Given more than a few choices it is nearly paralyzing to make a good decision.  This becomes more challenging in infotech because there are almost always a dozen ways to accomplish any technical outcome.  Applied to the design of a small network the engineer is, from minute one, at odds with themselves.  I try, even when examining very large networks, to maintain the KISS principle whenever possible and focus on modularizing components whenever possible.  Start at the “top” and work your way to the enduser and then work your way back to the gateway(s) checking for redundancies and loops.  Although it is never done without consideration I like to use nontraditional components for routing – maybe a particular location has a need that could be fulfilled by a BSD or Linux based routing device – but a modular approach allows you to replace a proprietary device with something perhaps less conventional and, depending on your experience level, you can collect and analyze performance differences and apply that at some later date.

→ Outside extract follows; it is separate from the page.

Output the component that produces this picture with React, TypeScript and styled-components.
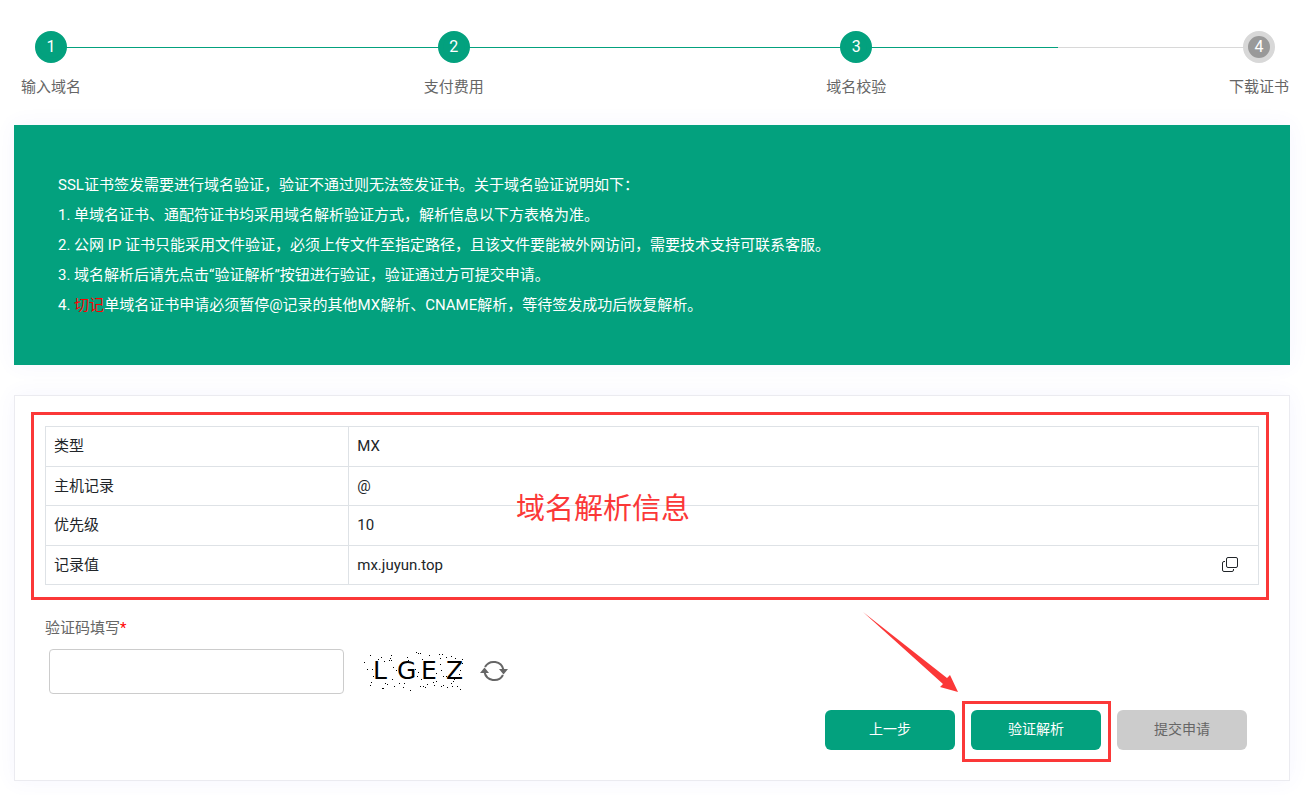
import React, { useState } from "react";
import styled, { createGlobalStyle, css } from "styled-components";

const GREEN = "#03a17e";
const MARK = "#fb3838";

const GlobalStyle = createGlobalStyle`
  *, *::before, *::after { box-sizing: border-box; }
  body {
    margin: 0;
    background: #fff;
    color: #212529;
    font-family: Roboto, "Noto Sans CJK SC", sans-serif;
    font-size: 15px;
    line-height: 30px;
  }
  button, input { font: inherit; }
`;

const Page = styled.main`
  display: flex;
  flex-direction: column;
  gap: 30px;
  padding: 31px 21px 14px 14px;
`;

const Steps = styled.ol`
  position: relative;
  display: flex;
  justify-content: space-between;
  margin: 0;
  padding: 0 1px 0 7px;
  list-style: none;
  color: #666;

  &::before {
    content: "";
    position: absolute;
    top: 16px;
    left: 37px;
    right: 31px;
    height: 1px;
    background: linear-gradient(
      to right,
      ${GREEN} calc(100% * 5 / 6),
      #d8d8d8 calc(100% * 5 / 6)
    );
  }
`;

const Step = styled.li`
  position: relative;
  display: flex;
  flex-direction: column;
  align-items: center;
  gap: 8px;
  line-height: 32px;
`;

const StepNumber = styled.span<{ $done: boolean }>`
  width: 32px;
  height: 32px;
  border-radius: 50%;
  border: 5px solid ${(p) => (p.$done ? GREEN : "#d8d8d8")};
  background: ${(p) => (p.$done ? GREEN : "#999")};
  color: #fff;
  font-size: 16px;
  line-height: 22px;
  text-align: center;
`;

const Top = styled.div`
  display: flex;
  flex-direction: column;
  gap: 22px;
`;

const Notice = styled.section`
  padding: 45px 44px;
  background: ${GREEN};
  box-shadow: 0 0 20px rgba(82, 85, 240, 0.06);
  color: #fff;
`;

const NoticeLine = styled.p`
  margin: 0;
`;

const Warn = styled.span`
  color: #f00;
`;

const Card = styled.form`
  display: flex;
  flex-direction: column;
  padding: 30px;
  border: 1px solid #ebebf0;
  background: #fff;
  box-shadow: 0 0 20px rgba(82, 85, 240, 0.06);
`;

const highlight = css`
  position: absolute;
  border: 3px solid ${MARK};
  content: "";
  pointer-events: none;
`;

const RecordArea = styled.div`
  position: relative;

  &::after {
    ${highlight}
    inset: -14px -10px -15px -14px;
  }
`;

const Caption = styled.span`
  position: absolute;
  top: 61px;
  left: 471px;
  color: ${MARK};
  font-size: 29px;
  line-height: 44px;
`;

const RecordTable = styled.table`
  width: 100%;
  height: 159px;
  border-collapse: collapse;
  line-height: 22px;

  th,
  td {
    padding: 8px;
    border: 1px solid #dee2e6;
    text-align: left;
    font-weight: 400;
  }

  th {
    width: 25%;
  }
`;

const ValueCell = styled.div`
  display: flex;
  align-items: center;
  justify-content: space-between;
  padding-right: 12px;
`;

const IconButton = styled.button`
  display: flex;
  padding: 0;
  border: 0;
  background: none;
  color: inherit;
  cursor: pointer;
`;

const CodeField = styled.div`
  display: flex;
  flex-direction: column;
  padding-top: 28px;
`;

const CodeLabel = styled.label`
  color: #666;
`;

const CodeRow = styled.div`
  display: flex;
  align-items: center;
  gap: 15px;
  padding: 6px 4px 0;
`;

const CodeInput = styled.input`
  width: 295px;
  height: 45px;
  margin-right: 5px;
  padding: 0 12px;
  border: 1px solid #ccc;
  border-radius: 4px;
  background: #fff;
`;

const Actions = styled.div`
  display: flex;
  justify-content: flex-end;
  gap: 16px;
  padding: 16px 12px 0;
`;

const ActionSlot = styled.div<{ $marked?: boolean }>`
  position: relative;

  ${(p) =>
    p.$marked &&
    css`
      &::after {
        ${highlight}
        inset: -9px -10px -12px -9px;
      }
    `}
`;

const ActionButton = styled.button`
  display: block;
  width: 130px;
  height: 40px;
  padding: 0 0 2px;
  border: 0;
  border-radius: 6px;
  background: ${GREEN};
  color: #fff;
  font-size: 14px;
  line-height: 38px;
  cursor: pointer;

  &:disabled {
    background: #ccc;
    color: #666;
    cursor: default;
  }
`;

const Arrow = styled.svg`
  position: absolute;
  right: 143px;
  bottom: 58px;
  pointer-events: none;
`;

const steps = ["输入域名", "支付费用", "域名校验", "下载证书"];

const records = [
  { name: "类型", value: "MX" },
  { name: "主机记录", value: "@" },
  { name: "优先级", value: "10" },
  { name: "记录值", value: "mx.juyun.top", copy: true },
];

const specks =
  "0,10 3,17 6,3 14,7 17,5 27,3 26,6 27,8 25,8 20,9 8,17 6,33 7,30 9,24 18,36 19,36 21,31 23,32 28,27 30,34 35,31 39,35 40,31 46,38 29,15 35,20 32,18 52,0 54,1 56,1 43,5 44,8 65,3 75,2 78,2 76,6 82,5 87,4 91,6 93,9 98,11 96,18 76,12 77,18 72,21 79,24 82,24 54,20 53,24 57,27 56,34 61,35 63,32 69,30 72,29 70,33 77,34 79,33 83,35 87,31 89,29 88,34 93,34 96,37 51,17 58,7 59,34 98,7 95,22 90,27"
    .split(" ")
    .map((p) => p.split(",").map(Number));

function CopyIcon() {
  return (
    <svg width="16" height="16" viewBox="0 0 16 16" fill="none" stroke="currentColor">
      <rect x="4.5" y="0.5" width="11" height="10" rx="1.5" />
      <path d="M3 4.500H2A1.500 1.500 0 0 0 .5 6v7A1.500 1.500 0 0 0 2 14.500h8a1.500 1.500 0 0 0 1.500-1.500v-1" />
    </svg>
  );
}

function Captcha() {
  return (
    <svg width="101" height="40" viewBox="0 0 101 40" role="img" aria-label="LGEZ">
      <g fill="#000" shapeRendering="crispEdges">
        {specks.map(([x, y]) => (
          <rect key={`${x}-${y}`} x={x} y={y} width="1" height="1" />
        ))}
      </g>
      <g fill="#000" fontFamily="DejaVu Sans, sans-serif" fontSize="25">
        <text x="9" y="27">L</text>
        <text x="33" y="27">G</text>
        <text x="57" y="27">E</text>
        <text x="82" y="27">Z</text>
      </g>
    </svg>
  );
}

function RefreshIcon() {
  return (
    <svg width="28" height="26" viewBox="0 0 28 26" fill="none" stroke="#666" strokeWidth="2">
      <path d="M5 8a10 10 0 0 1 18.500 3M23 16A10 10 0 0 1 4.500 13" />
      <path d="M0 14 4.500 8.500 9 14zM19 10h9l-4.500 5.500z" fill="#666" stroke="none" />
    </svg>
  );
}

export default function App() {
  const [code, setCode] = useState("");
  return (
    <>
      <GlobalStyle />
      <Page>
        <Top>
          <Steps>
            {steps.map((label, i) => (
              <Step key={label}>
                <StepNumber $done={i < 3}>{i + 1}</StepNumber>
                {label}
              </Step>
            ))}
          </Steps>
          <Notice>
            <NoticeLine>SSL证书签发需要进行域名验证，验证不通过则无法签发证书。关于域名验证说明如下：</NoticeLine>
            <NoticeLine>1. 单域名证书、通配符证书均采用域名解析验证方式，解析信息以下方表格为准。</NoticeLine>
            <NoticeLine>2. 公网 IP 证书只能采用文件验证，必须上传文件至指定路径，且该文件要能被外网访问，需要技术支持可联系客服。</NoticeLine>
            <NoticeLine>3. 域名解析后请先点击“验证解析”按钮进行验证，验证通过方可提交申请。</NoticeLine>
            <NoticeLine>
              4. <Warn>切记</Warn>单域名证书申请必须暂停@记录的其他MX解析、CNAME解析，等待签发成功后恢复解析。
            </NoticeLine>
          </Notice>
        </Top>
        <Card onSubmit={(e) => e.preventDefault()}>
          <RecordArea>
            <RecordTable>
              <tbody>
                {records.map((r) => (
                  <tr key={r.name}>
                    <th scope="row">{r.name}</th>
                    <td>
                      <ValueCell>
                        {r.value}
                        {r.copy && (
                          <IconButton type="button" aria-label="复制">
                            <CopyIcon />
                          </IconButton>
                        )}
                      </ValueCell>
                    </td>
                  </tr>
                ))}
              </tbody>
            </RecordTable>
            <Caption>域名解析信息</Caption>
          </RecordArea>
          <CodeField>
            <CodeLabel htmlFor="code">
              验证码填写<Warn>*</Warn>
            </CodeLabel>
            <CodeRow>
              <CodeInput id="code" value={code} onChange={(e) => setCode(e.target.value)} />
              <Captcha />
              <IconButton type="button" aria-label="刷新验证码">
                <RefreshIcon />
              </IconButton>
            </CodeRow>
          </CodeField>
          <Actions>
            <ActionSlot>
              <ActionButton type="button">上一步</ActionButton>
            </ActionSlot>
            <ActionSlot $marked>
              <ActionButton type="button">验证解析</ActionButton>
              <Arrow width="95" height="80" viewBox="0 0 95 80" fill={MARK} aria-hidden="true">
                <path d="M0 0 84 66 87 63 95 80 77 75 80 72z" />
              </Arrow>
            </ActionSlot>
            <ActionSlot>
              <ActionButton type="submit" disabled>提交申请</ActionButton>
            </ActionSlot>
          </Actions>
        </Card>
      </Page>
    </>
  );
}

I’ve been analyzing a smaller network for a few days, accumulating data, and trying to simplify unnecessarily complex segments.  The inter-relatedness of all things, however, slows the process and I find myself repairing things as I go.  Given a clean slate I wonder what decisions I’d make…

I’ve almost completed the HTPC – I completed the assembly, installed my OS, patched everything, updated all my drivers, updated all software after running Secunia’s vulnerability scanner, and started messing with the network.  ‘Mo’s wireless access points are starting to pay their way – after installing dd-wrt on each of three and setting up 2 as repeaters for my wireless segment – my wireless network extends about three times it’s former distance.  Of course this also raises questions about how I’m authenticating and whether I want to finally incorporate RADIUS or TACACS on the network.  I don’t think I do.  Soon I’ll be recording television shows while I watch other television shows – the manchild geek’s dream.

Fall is a good time for projects – it gets colder, damp, and the leaves change – and if I don’t have a project I succumb to seasonal nostalgia.  Stefani wants to see the Etsy offices so I feel like I’m going to be owing Chris a favor soon.

Also I’m well aware I owe some project updates – I build a couple routers and wrote up a comparison of JunOS, Untangle, Smoothwall Express, and a basic BSD router running openBGP.